Growing up in the “Napster generation,” 30-year-old Matt Fiedler detected a fundamental industry reset taking place in the music business when Spotify entered the U.S. market and consumers first weighed the costs and benefits of paying for ownership versus paying for access. Romantically, he recalled his father’s record collection and his “strong appreciation for the real thing – a collection of trophy pieces.”

Fiedler studied music business and entrepreneurship, effectively combining the two with his own foray into business: Vinyl Me, Please, a subscription record-of-the-month club. He launched the company alongside co-founder Tyler Barstow in 2013 while the two worked together at a tech startup in Chicago, shaping the concept at nights and over weekends.

By 2014, Vinyl Me, Please, run by a team of four, had become “too big to ignore.” The four believers quit their jobs and gambled on Fiedler’s idea, moving to Boulder and taking on the music industry.

It appears Vinly Me, Please is onto something: The Recording Industry Association of America’s 2017 sales figures indicate vinyl revenues are up 10 percent year over year to $395 million.

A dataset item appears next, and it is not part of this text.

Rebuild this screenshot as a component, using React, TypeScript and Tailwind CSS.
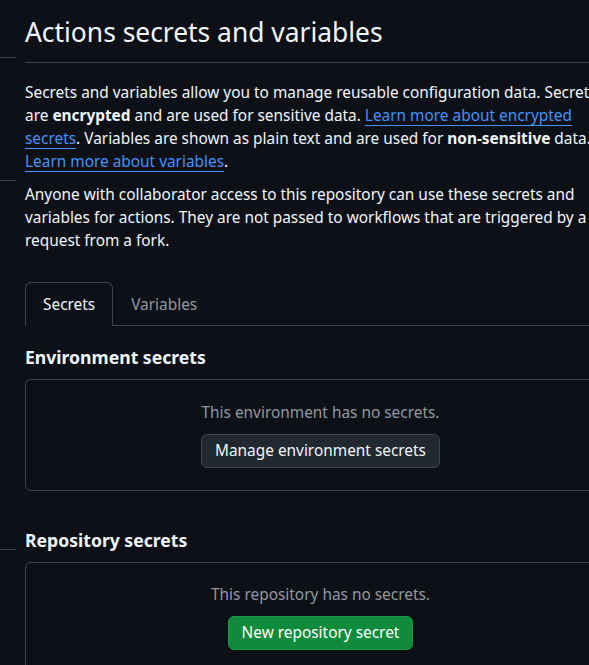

In the five years since launching, the startup’s offerings have grown to include an online store, editorial content and monthly events. Fiedler says Vinyl Me, Please, now based in Denver, has 30,000 active subscriptions from 25,000 members across 40 countries. Those subscribers all receive a minimum of one monthly record, amounting to 400,000 records shipped last year, with revenue of several million dollars annually.

The company looks forward to hitting their millionth-record shipped in, looking to later this year. A recent series A round of funding marks the first investment dollars secured by Vinyl Me, Please.

“Being bootstrapped allows you to create your own destiny,” Fiedler says. “But the risk is all yours. With a physical product, that means you’re securing and paying for all inventory, so you’re held captive to your cash flow and it’s near impossible to invest in all the parts of the business. So funding will give us the opportunity to move a little faster.

“We’ve been able to do amazing things from Colorado,” Fiedler says. “There aren’t a lot of other music companies here, so there’s no real competition. Plus, we’re outside the influence of the larger industry, so we’re able to stay focused on the genuine interest in music.”